Alas, this post is not about any bachelorette-style shenanigans. No, today I have another DIY-decoration update because that seems to be what my life revolves around at this point!
It’s practically unheard of for a venue to allow brides to hang anything on the walls, but we have permission to do so for our reception space and to pass that opportunity up would be almost criminal. Granted, the “walls” are actually screens with regularly spaced pillars, but it’s enough. I look at it like hanging your first piece of artwork or framed photo in your new apartment—it feels more like your own space and less like a rental.
To take advantage of this golden opportunity, I created mesh, ribbon, and grape swags for each of the eight pillars in the room. They’re not huge, but I’m hoping it will add a slightly more custom feel to the space just by being there.

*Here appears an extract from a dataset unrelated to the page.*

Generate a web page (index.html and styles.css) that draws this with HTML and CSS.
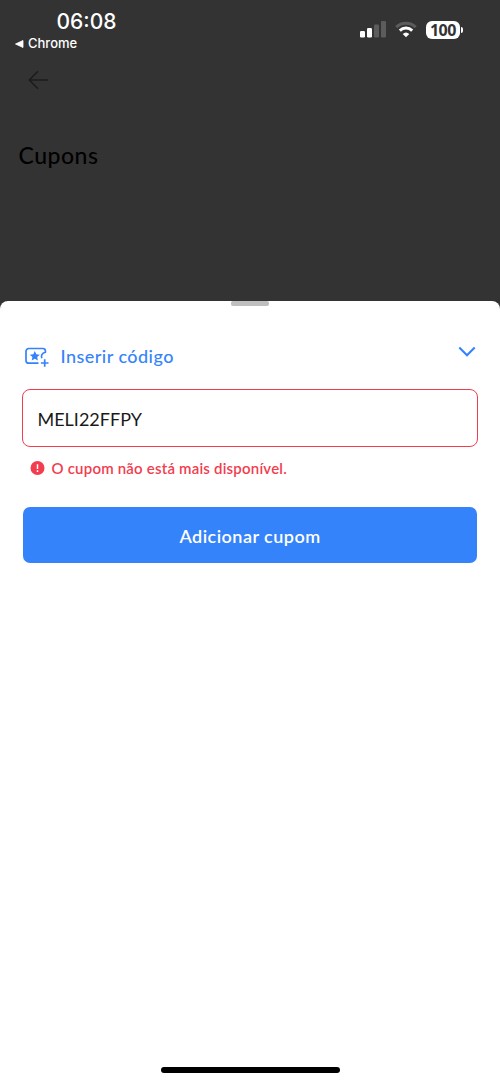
FILE: index.html
```html
<!DOCTYPE html>
<html lang="pt-BR">
<head>
    <meta charset="UTF-8">
    <meta name="viewport" content="width=device-width, initial-scale=1.0">
    <title>Cupons</title>
    <link rel="stylesheet" href="styles.css">
</head>
<body>
    <!-- Dimmed page behind the sheet -->
    <div class="page">
        <div class="status-bar">
            <div class="status-left">
                <div class="time">06:08</div>
                <div class="back-app">
                    <svg width="9" height="8" viewBox="0 0 9 8"><path d="M.5 4 8 .5v7z" fill="#fff" stroke="#fff" stroke-width=".8" stroke-linejoin="round"/></svg>
                    <span>Chrome</span>
                </div>
            </div>
            <div class="status-right">
                <svg class="signal" width="26" height="17" viewBox="0 0 26 17">
                    <rect x="0" y="10" width="5" height="6.5" rx="1.2" fill="#fff"/>
                    <rect x="7" y="7" width="5" height="9.5" rx="1.2" fill="#fff"/>
                    <rect x="14" y="3.5" width="5" height="13" rx="1.2" fill="#5c5c5c"/>
                    <rect x="21" y="0" width="5" height="16.5" rx="1.2" fill="#5c5c5c"/>
                </svg>
                <svg class="wifi" width="22" height="17" viewBox="0 0 22 17" fill="none" stroke-width="3">
                    <path d="M1.3 6.2a14 14 0 0 1 19.4 0" stroke="#5c5c5c"/>
                    <path d="M4.8 9.6a9 9 0 0 1 12.4 0" stroke="#fff"/>
                    <path d="M11 16.2 7.7 13a4.8 4.8 0 0 1 6.6 0z" fill="#fff"/>
                </svg>
                <div class="battery">100</div>
                <div class="battery-tip"></div>
            </div>
        </div>
        <svg class="back-arrow" width="22" height="20" viewBox="0 0 22 20" fill="none" stroke="#1c1c1c" stroke-width="1.5"><path d="M20 10H1.5M10 1.2 1.2 10l8.8 8.8"/></svg>
        <h1>Cupons</h1>
    </div>

    <!-- Bottom sheet -->
    <div class="sheet">
        <div class="handle"></div>
        <div class="sheet-header">
            <svg class="coupon" width="25" height="21" viewBox="0 0 25 21" fill="none" stroke="#3483fa" stroke-width="1.7">
                <path d="M13.5 16.2H3.8A2.8 2.8 0 0 1 1 13.4V4.3a2.8 2.8 0 0 1 2.8-2.8h14a2.6 2.6 0 0 1 2.6 2.6v1.1c-3.6 1-4.6 3.4-3.6 6"/>
                <path d="M19.7 12.2v7.6M15.9 16h7.6"/>
                <path d="m9.8 4.1 1.5 3.2 3.5.4-2.6 2.4.7 3.5-3.1-1.8-3.1 1.8.7-3.5-2.6-2.4 3.5-.4z" fill="#3483fa" stroke="none"/>
            </svg>
            <h2>Inserir código</h2>
            <svg class="chevron" width="18" height="12" viewBox="0 0 18 12" fill="none" stroke="#3483fa" stroke-width="2.1"><path d="m1.3 1.5 7.7 7.7 7.7-7.7"/></svg>
        </div>
        <form>
            <input type="text" class="code" value="MELI22FFPY" aria-label="Código">
            <div class="error">
                <svg width="15" height="15" viewBox="0 0 15 15"><circle cx="7.5" cy="7" r="7" fill="#f23d4f"/><path d="M7.5 3.2V8M7.5 9.3v1.6" stroke="#fff" stroke-width="1.5"/></svg>
                <span>O cupom não está mais disponível.</span>
            </div>
            <button type="button"><span>Adicionar cupom</span></button>
        </form>
        <div class="home-bar"></div>
    </div>
</body>
</html>
```

FILE: styles.css
```css
* {
    box-sizing: border-box;
}

body {
    margin: 0;
    height: 1082px;
    display: flex;
    flex-direction: column;
    font-family: Lato, sans-serif;
    background-color: #333;
}

svg {
    display: block;
    flex: none;
}

/* Dimmed page */
.page {
    height: 301px;
    flex: none;
}

.status-bar {
    height: 70px;
    display: flex;
    justify-content: space-between;
    padding: 9px 37px 0 15px;
    color: #fff;
    font-family: Inter, sans-serif;
}

.time {
    padding-left: 41.5px;
    font-size: 21px;
    line-height: 25px;
    font-weight: 500;
}

.back-app {
    display: flex;
    align-items: center;
    gap: 4px;
    margin-top: 1px;
    font-size: 13px;
    line-height: 17px;
    font-weight: 500;
}

.status-right {
    display: flex;
    align-items: center;
    height: 41px;
}

.wifi {
    margin-left: 9px;
}

.battery {
    width: 34px;
    height: 18px;
    margin-left: 9px;
    border-radius: 6px;
    background-color: #fff;
    color: #333;
    font-family: "Open Sans", sans-serif;
    font-size: 16px;
    line-height: 18px;
    font-weight: 700;
    letter-spacing: -0.4px;
    text-align: center;
}

.battery-tip {
    width: 2px;
    height: 6px;
    margin-left: 1px;
    border-radius: 0 2px 2px 0;
    background-color: #fff;
}

.back-arrow {
    margin-left: 27.5px;
}

h1 {
    margin: 51px 0 0 18.5px;
    color: #000;
    font-size: 23px;
    line-height: 28px;
    font-weight: 500;
    letter-spacing: 0.5px;
}

/* Bottom sheet */
.sheet {
    flex: 1;
    display: flex;
    flex-direction: column;
    border-radius: 8px 8px 0 0;
    background-color: #fff;
}

.handle {
    width: 38px;
    height: 5px;
    margin: 0 auto;
    border-radius: 2px;
    background-color: #bfbfbf;
}

.sheet-header {
    display: flex;
    align-items: center;
    height: 24px;
    margin-top: 38px;
    padding: 0 24px 0 25px;
}

.coupon {
    margin-top: 2px;
}

h2 {
    flex: 1;
    margin: 0 0 0 10.5px;
    color: #3483fa;
    font-size: 18px;
    line-height: 24px;
    font-weight: 500;
    letter-spacing: 0.47px;
}

.chevron {
    margin-top: -8px;
}

form {
    padding: 0 22px;
    margin-top: 21px;
}

.code {
    display: block;
    width: 100%;
    height: 58px;
    padding: 2px 14.5px 0;
    border: 1.4px solid #f23d4f;
    border-radius: 8px;
    outline: none;
    background-color: #fff;
    color: #1a1a1a;
    font-family: inherit;
    font-size: 18px;
}

.error {
    display: flex;
    align-items: center;
    gap: 6.5px;
    height: 20px;
    margin: 11px 0 0 8px;
    color: #f23d4f;
    font-size: 15px;
    line-height: 20px;
    font-weight: 600;
    letter-spacing: 0.2px;
}

button {
    display: block;
    width: 454px;
    height: 56px;
    margin: 29px auto 0;
    padding-top: 3px;
    border: none;
    border-radius: 7px;
    background-color: #3483fa;
    color: #fff;
    font-family: inherit;
    font-size: 18px;
    font-weight: 600;
    letter-spacing: 0.47px;
}

.home-bar {
    width: 179px;
    height: 6px;
    margin: auto auto 9px;
    border-radius: 3px;
    background-color: #000;
}
```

Deco mesh seems to be having quite the crafting heyday but frankly? After making eight (nine counting the smaller one that I’m using on our program basket) swags out of them I am less than impressed. It’s not very resilient and frays like a—well, like something that falls apart at the least provocation—leaving a trail of plastic strands all over my living room. That said, it does fill space fairly well and is lightweight, which can certainly be important.
I layered brown/coppery and gold deco meshes with some moss green ribbon and tied all of it together with plastic-coated wire. I used the tails of the wire to secure a bunch of faux grapes to the center of the bundle, twisting what was left into a hanging loop at the top of the bunch. Once everything was secured it was just a matter of manhandling the mesh into alternating loops (this being where that lack of resiliency came into play) and spreading out the ribbons.
Once all of that was done, I thought it would be nice to add some length to the arrangement with three hanging corks. Into the top of each cork I pushed in (with the help of some pliers) some eye-pins, opening the eye enough to slip a ribbon into. I used 9″, 12″, and 15″ lengths of ribbon, tied it onto the eye, and closed it up, knotting a set of three together for each swag. It was easiest to loop the ribbon clusters through the wire loop at the top of each swag and tie it off.
I’m wondering now if it wouldn’t have been better to use slightly shorter and darker ribbons. Oh well, a done project is a done project at this point and I’m not going to let ribbon color worry me now!
While I finished our dinner decorations a while back, I hadn’t done much in the way of decorations for the high-top tables we’d have for our guests to congregate around at our cocktail hour. They’ll have the standard long, white tablecloths tied with a chocolate ribbon, but I didn’t want the tops completely bare.
Looks like another opportunity to use some of my bottle stash!
I gave each bottle a quick painting of grapes, leaves, and vines using a mixture of gloss enamel and pearlescent glass stain paints (literally mixing two or more similar shades of each type to get the best qualities of each). The end result was a mixture of translucent portions and visible, swirly brush strokes that are, admittedly, a bit tough to photograph but look quite nice in person. I’m happy with them at least!
To go around the base of each is a small wreath. I’d purchased a roll of moss-covered grapevine garland when I ordered all those beads to put in the bottles and used three-foot lengths to make wreaths just the right size. Then I draped beaded garland over the wreaths, securing it with some pieces of moss-flocked wire, and added a bow where the ends of the garland meet—partly for pretty, partly for camouflage!
This is also the point where I tone down my ire (a little) for craft stores putting out Christmas decorations when we’re not even close to Halloween yet, since that’s where I found ivory and maroon garlands.